Task description
Everything from the first line of the data below through the line that contains "import React from" should be written out exactly, please, and nothing more; the pictures stay out.

Data for this exercise
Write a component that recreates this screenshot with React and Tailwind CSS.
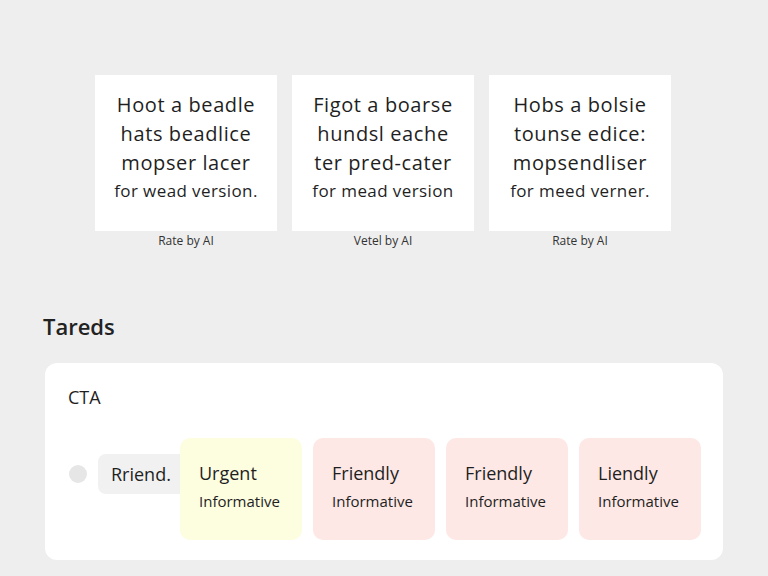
import React from "react";

const topCards = [
  {
    lines: ["Hoot a beadle", "hats beadlice", "mopser lacer"],
    last: "for wead version.",
    label: "Rate by AI",
  },
  {
    lines: ["Figot a boarse", "hundsl eache", "ter pred-cater"],
    last: "for mead version",
    label: "Vetel by AI",
  },
  {
    lines: ["Hobs a bolsie", "tounse edice:", "mopsendliser"],
    last: "for meed verner.",
    label: "Rate by AI",
  },
];

const tones = [
  { title: "Urgent", sub: "Informative", bg: "bg-[#fdfde0]" },
  { title: "Friendly", sub: "Informative", bg: "bg-[#fde8e5]" },
  { title: "Friendly", sub: "Informative", bg: "bg-[#fde8e5]" },
  { title: "Liendly", sub: "Informative", bg: "bg-[#fde8e5]" },
];

const App = () => {
  return (
    <div className="min-h-[576px] bg-[#eeeeee] text-[#1f1f1f] font-['Open_Sans','Noto_Sans',sans-serif] overflow-hidden">
      <div className="flex gap-[15px] pl-[95px] pt-[75px]">
        {topCards.map((c, i) => (
          <div key={i} className="flex flex-col items-center">
            <div className="w-[182px] h-[156px] bg-white flex flex-col items-center justify-center pb-[12px] font-medium">
              {c.lines.map((l, j) => (
                <div key={j} className="text-[20px] leading-[29px] tracking-[0.6px]">
                  {l}
                </div>
              ))}
              <div className="text-[17px] leading-[27px] tracking-[0.4px]">{c.last}</div>
            </div>
            <div className="mt-[2px] text-[12px] text-[#333] leading-[16px]">{c.label}</div>
          </div>
        ))}
      </div>

      <h2 className="ml-[43px] mt-[63px] text-[22px] font-semibold leading-[28px] text-[#222]">Tareds</h2>

      <div className="mx-[45px] mt-[23px] bg-white rounded-[12px] h-[197px] px-[23px] pt-[22px]">
        <div className="text-[18px] leading-[24px]">CTA</div>
        <div className="flex items-start mt-[29px]">
          <div className="shrink-0 w-[18px] h-[18px] rounded-full bg-[#e6e6e6] ml-[1px] mt-[27px]"></div>
          <div className="shrink-0 ml-[11px] mt-[16px] h-[40px] w-[90px] -mr-[8px] rounded-[8px] bg-[#f1f1f1] flex items-center pl-[13px] text-[18px]">
            Rriend.
          </div>
          <div className="shrink-0 flex gap-[11px] relative">
            {tones.map((t, i) => (
              <div
                key={i}
                className={`shrink-0 w-[122px] h-[102px] rounded-[10px] ${t.bg} flex flex-col justify-center pl-[19px] pb-[4px]`}
              >
                <div className="text-[18px] leading-[26px]">{t.title}</div>
                <div className="text-[15px] leading-[26px] mt-[2px]">{t.sub}</div>
              </div>
            ))}
          </div>
        </div>
      </div>
    </div>
  );
};

export default App;
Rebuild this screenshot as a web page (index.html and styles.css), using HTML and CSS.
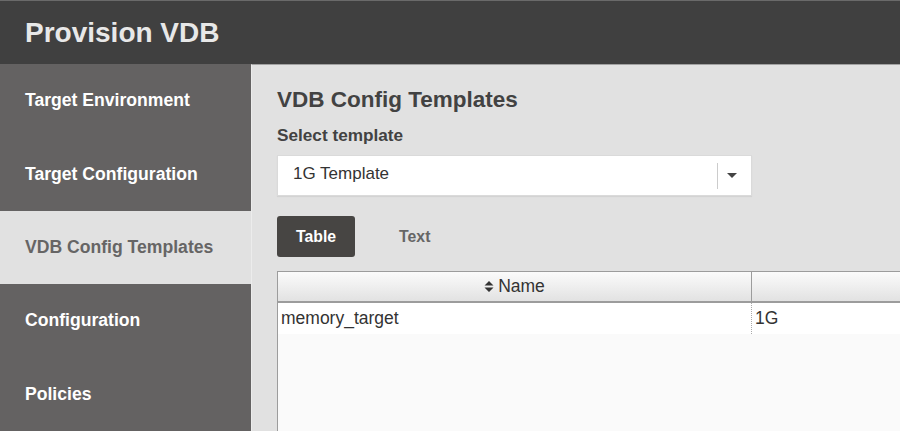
FILE: index.html
```html
<!DOCTYPE html>
<html lang="en">
<head>
<meta charset="utf-8">
<title>Provision VDB</title>
<link rel="stylesheet" href="styles.css">
</head>
<body>
<div class="app">
  <header class="topbar">
    <h1 class="title">Provision VDB</h1>
  </header>
  <div class="main">
    <nav class="sidebar">
      <div class="nav-item">Target Environment</div>
      <div class="nav-item">Target Configuration</div>
      <div class="nav-item active">VDB Config Templates</div>
      <div class="nav-item">Configuration</div>
      <div class="nav-item">Policies</div>
    </nav>
    <section class="content">
      <h2 class="heading">VDB Config Templates</h2>
      <div class="label">Select template</div>
      <div class="select">
        <span class="select-value">1G Template</span>
        <span class="select-sep"></span>
        <span class="select-caret"></span>
      </div>
      <div class="tabs">
        <div class="tab active">Table</div>
        <div class="tab">Text</div>
      </div>
      <div class="grid">
        <div class="grid-head">
          <div class="col col-name">
            <svg class="sort" width="10" height="13" viewBox="0 0 10 13"><path d="M0.5 5.5 L5 1 L9.5 5.5 Z M0.5 7.5 L5 12 L9.5 7.5 Z" fill="#333"/></svg>
            <span>Name</span>
          </div>
          <div class="col col-value"></div>
        </div>
        <div class="grid-row">
          <div class="col col-name">memory_target</div>
          <div class="col col-value">1G</div>
        </div>
        <div class="grid-empty"></div>
      </div>
    </section>
  </div>
</div>
</body>
</html>
```

FILE: styles.css
```css
* { box-sizing: border-box; }
html, body { margin: 0; padding: 0; }
body {
  font-family: "Liberation Sans", Arial, Helvetica, sans-serif;
  width: 900px;
  height: 431px;
  overflow: hidden;
  background: #e1e1e1;
}
.app {
  display: flex;
  flex-direction: column;
  height: 431px;
}
.topbar {
  height: 64px;
  flex: none;
  background: #404040;
  border-top: 1px solid #6a6a6a;
  display: flex;
  align-items: center;
  padding-left: 25px;
}
.title {
  margin: 0;
  font-size: 28px;
  font-weight: bold;
  color: #e8e8e8;
  line-height: 32px;
}
.main {
  flex: 1;
  display: flex;
  min-height: 0;
}
.sidebar {
  width: 251px;
  flex: none;
  display: flex;
  flex-direction: column;
  background: #646262;
}
.nav-item {
  flex: 1;
  display: flex;
  align-items: center;
  padding-left: 25px;
  font-size: 17.6px;
  font-weight: bold;
  color: #ffffff;
}
.nav-item.active {
  background: #e1e1e1;
  color: #666565;
}
.content {
  flex: 1;
  min-width: 0;
  overflow: hidden;
  background: #e1e1e1;
  border-top: 1px solid #a2a2a2;
  border-left: 1px solid #ececec;
  padding-left: 25px;
  display: flex;
  flex-direction: column;
}
.heading {
  margin: 22px 0 0;
  font-size: 22.5px;
  line-height: 26px;
  font-weight: bold;
  color: #424242;
}
.label {
  margin-top: 12px;
  font-size: 17.2px;
  line-height: 20px;
  font-weight: bold;
  color: #424242;
}
.select {
  margin-top: 10px;
  width: 475px;
  height: 41px;
  background: #fff;
  border: 1px solid #dadada;
  box-shadow: 0 1px 1px rgba(0,0,0,0.06);
  display: flex;
  align-items: center;
  padding: 0 0 4px 15px;
}
.select-value {
  flex: 1;
  font-size: 17px;
  line-height: 20px;
  color: #333;
}
.select-sep {
  width: 1px;
  height: 26px;
  background: #cccccc;
  margin-top: 4px;
}
.select-caret {
  width: 0;
  height: 0;
  border-left: 5px solid transparent;
  border-right: 5px solid transparent;
  border-top: 5px solid #444;
  margin: 4px 14px 0 9px;
}
.tabs {
  margin-top: 20px;
  display: flex;
  gap: 25px;
}
.tab {
  height: 41px;
  padding: 0 19px;
  display: flex;
  align-items: center;
  font-size: 15.8px;
  font-weight: bold;
  color: #666;
  border-radius: 3px;
}
.tab.active {
  background: #474543;
  color: #ffffff;
}
.grid {
  margin-top: 14px;
  width: 800px;
  flex: 1;
  display: flex;
  flex-direction: column;
  border-left: 1px solid #9c9c9c;
  background: #fafafa;
}
.grid-head {
  height: 32px;
  display: flex;
  border-top: 1px solid #9c9c9c;
  border-bottom: 2px solid #9c9c9c;
  background: linear-gradient(#fbfbfb, #e2e2e2);
}
.grid-head .col {
  display: flex;
  align-items: center;
  justify-content: center;
  gap: 4px;
  font-size: 17.5px;
  color: #333;
}
.grid-head .col-name {
  border-right: 1px solid #9c9c9c;
}
.col-name { width: 474px; flex: none; }
.col-value { flex: 1; }
.grid-row {
  height: 31px;
  display: flex;
  background: #ffffff;
}
.grid-row .col {
  display: flex;
  align-items: center;
  font-size: 17.5px;
  color: #333;
}
.grid-row .col-name {
  padding-left: 3px;
  border-right: 1px dotted #aaa;
}
.grid-row .col-value {
  padding-left: 3px;
}
.grid-empty { flex: 1; }
.sort { display: block; }
```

Response to this exercise
Write a component that recreates this screenshot with React and Tailwind CSS.
import React from "react";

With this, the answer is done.